The 2016 LSU Tigers football team represented Louisiana State University in the 2016 NCAA Division I FBS football season. The Tigers play their home games at Tiger Stadium in Baton Rouge, Louisiana, and compete in the Western Division of the Southeastern Conference (SEC). They were led by 12th year head coach Les Miles for the first four games of the year before he was fired on September 25 along with offensive coordinator Cam Cameron. Miles was replaced by interim head coach Ed Orgeron, who was later promoted to head coach on November 26, 2016. They finished the season 8–4, 5–3 in SEC play to finish in a tie for second place in the Western Division. They were invited to the Citrus Bowl where they defeated Louisville.

Schedule
LSU announced its 2016 football schedule on October 29, 2015. Because of scheduling issues, the 2016 schedule consisted of seven home, three away, and one neutral site games in the regular season. The Tigers were to host SEC foes Alabama, Mississippi State, Missouri, and Ole Miss, and travel to Arkansas, Auburn, Florida, and Texas A&M.

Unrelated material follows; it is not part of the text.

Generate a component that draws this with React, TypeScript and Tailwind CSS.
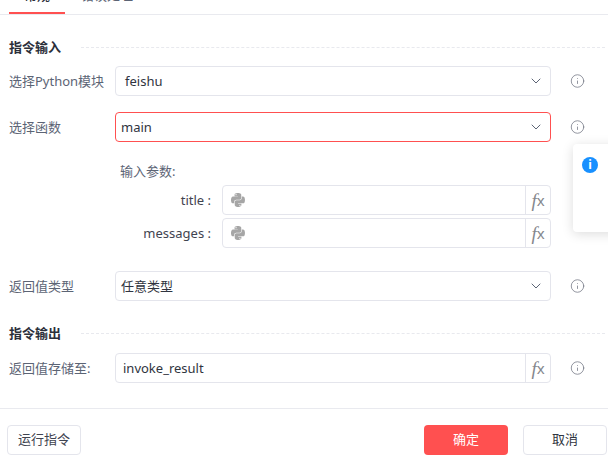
import { ChevronDown, Info } from 'lucide-react';
import { FaPython } from 'react-icons/fa';

const font = { fontFamily: '"Noto Sans", "Noto Sans CJK SC", sans-serif' };

function InfoTip() {
  return (
    <div className="ml-[19px] flex w-[15px] shrink-0 items-center justify-center text-[#6f7380]">
      <Info size={18} strokeWidth={1.2} />
    </div>
  );
}

function SectionTitle({ title }: { title: string }) {
  return (
    <div className="flex h-4 items-center pl-[9px] pr-[3px]">
      <span className="w-[72px] shrink-0 pt-px text-[13px] font-bold text-[#2b2f3a]">{title}</span>
      <div className="flex-1 border-t border-dashed border-[#e8e9ee]" />
    </div>
  );
}

function FxAddon() {
  return (
    <div className="flex w-[25px] shrink-0 items-center justify-center border-l border-[#e4e5ec] text-[#85878d]">
      <span className="font-['Liberation_Serif'] text-[19px] italic leading-none">f</span>
      <span className="text-[15px] font-normal leading-none">x</span>
    </div>
  );
}

function SelectRow({
  label,
  value,
  active,
  textPad = 'pl-[5px]',
}: {
  label: string;
  value: string;
  active?: boolean;
  textPad?: string;
}) {
  return (
    <div className="flex h-[30px] items-center pl-[9px]">
      <label className="w-[106px] shrink-0 whitespace-nowrap pt-px text-[13px] text-[#5c6475]">{label}</label>
      <div
        className={`flex h-[30px] w-[436px] shrink-0 items-center justify-between rounded border bg-white pr-[6px] ${active ? 'border-[#ff5050]' : 'border-[#e4e5ec]'}`}
      >
        <span className={`pt-px text-[13px] text-[#2f3440] ${textPad}`}>{value}</span>
        <ChevronDown size={16} strokeWidth={1.5} className="text-[#5c6475]" />
      </div>
      <InfoTip />
    </div>
  );
}

function ParamRow({ name }: { name: string }) {
  return (
    <div className="flex h-[30px] items-center">
      <span className="w-[101px] shrink-0 pr-[11px] pt-px text-right text-[13px] text-[#3f4450]">{name} :</span>
      <div className="flex h-[30px] w-[329px] shrink-0 items-center justify-between rounded border border-[#e4e5ec] bg-white">
        <FaPython size={16} className="ml-[7px] text-[#a6a6a6]" />
        <div className="flex h-full">
          <FxAddon />
        </div>
      </div>
    </div>
  );
}

export default function App() {
  return (
    <div className="relative flex h-[470px] w-[608px] flex-col overflow-hidden bg-white" style={font}>
      {/* tabs, top is cut off */}
      <div className="flex h-[15px] shrink-0 items-end gap-4 overflow-hidden border-b border-[#e9eaef] pl-[9px]">
        <div className="flex h-[30px] w-14 shrink-0 items-center justify-center border-b-2 border-[#ff5050] pb-1 text-[13px] font-medium text-[#2b2f3a]">
          常规
        </div>
        <div className="flex h-[30px] shrink-0 items-center pb-[6px] text-[13px] text-[#5c6475]">
          错误处理
        </div>
      </div>

      <div className="flex flex-1 flex-col pt-6">
        <SectionTitle title="指令输入" />
        <div className="mt-[11px] flex flex-col gap-4">
          <SelectRow label="选择Python模块" value="feishu" textPad="pl-[9px]" />
          <SelectRow label="选择函数" value="main" active />
        </div>

        <div className="mt-[20px] pl-[120px] pt-px text-[13px] leading-[17px] text-[#5c6475]">输入参数:</div>
        <div className="mt-[5px] flex flex-col gap-[3px] pl-[121px]">
          <ParamRow name="title" />
          <ParamRow name="messages" />
        </div>

        <div className="mt-[23px]">
          <SelectRow label="返回值类型" value="任意类型" />
        </div>

        <div className="mt-6">
          <SectionTitle title="指令输出" />
        </div>

        <div className="mt-3 flex h-[30px] items-center pl-[9px]">
          <label className="w-[106px] shrink-0 whitespace-nowrap pt-px text-[13px] text-[#5c6475]">返回值存储至:</label>
          <div className="flex h-[30px] w-[436px] shrink-0 items-center justify-between rounded border border-[#e4e5ec] bg-white">
            <span className="pl-[7px] pt-px text-[13px] text-[#2f3440]">invoke_result</span>
            <div className="flex h-full">
              <FxAddon />
            </div>
          </div>
          <InfoTip />
        </div>
      </div>

      <div className="flex h-[62px] shrink-0 items-start justify-between border-t border-[#e9eaef] pl-[7px] pr-px pt-4">
        <button type="button" className="h-[30px] w-[74px] rounded border border-[#e4e5ec] bg-white text-[13px] text-[#3f4450]">
          运行指令
        </button>
        <div className="flex gap-[15px]">
          <button type="button" className="h-[30px] w-[84px] rounded bg-[#ff5050] text-[13px] text-white">
            确定
          </button>
          <button type="button" className="h-[30px] w-[84px] rounded border border-[#e4e5ec] bg-white text-[13px] text-[#2f3440]">
            取消
          </button>
        </div>
      </div>

      {/* notification toast sliding in from the right */}
      <div className="absolute left-[573px] top-[144px] h-[88px] w-[300px] rounded bg-white p-3 shadow-[0_2px_12px_rgba(0,0,0,0.14)]">
        <div className="absolute left-[9px] top-[13px] flex h-4 w-4 items-center justify-center rounded-full bg-[#1890ff] text-[12px] font-bold leading-none text-white">
          i
        </div>
      </div>
    </div>
  );
}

The Tigers competed against the Missouri Tigers for the first time since the 1978 Liberty Bowl. The team traveled to Green Bay, Wisconsin to compete against Wisconsin from the Big Ten Conference at Lambeau Field. LSU hosted two non–conference games against Jacksonville State from the Ohio Valley Conference and Southern Miss from Conference USA. LSU was scheduled to play South Alabama from the Sun Belt Conference, but it was canceled after the Florida game was rescheduled due to Hurricane Matthew.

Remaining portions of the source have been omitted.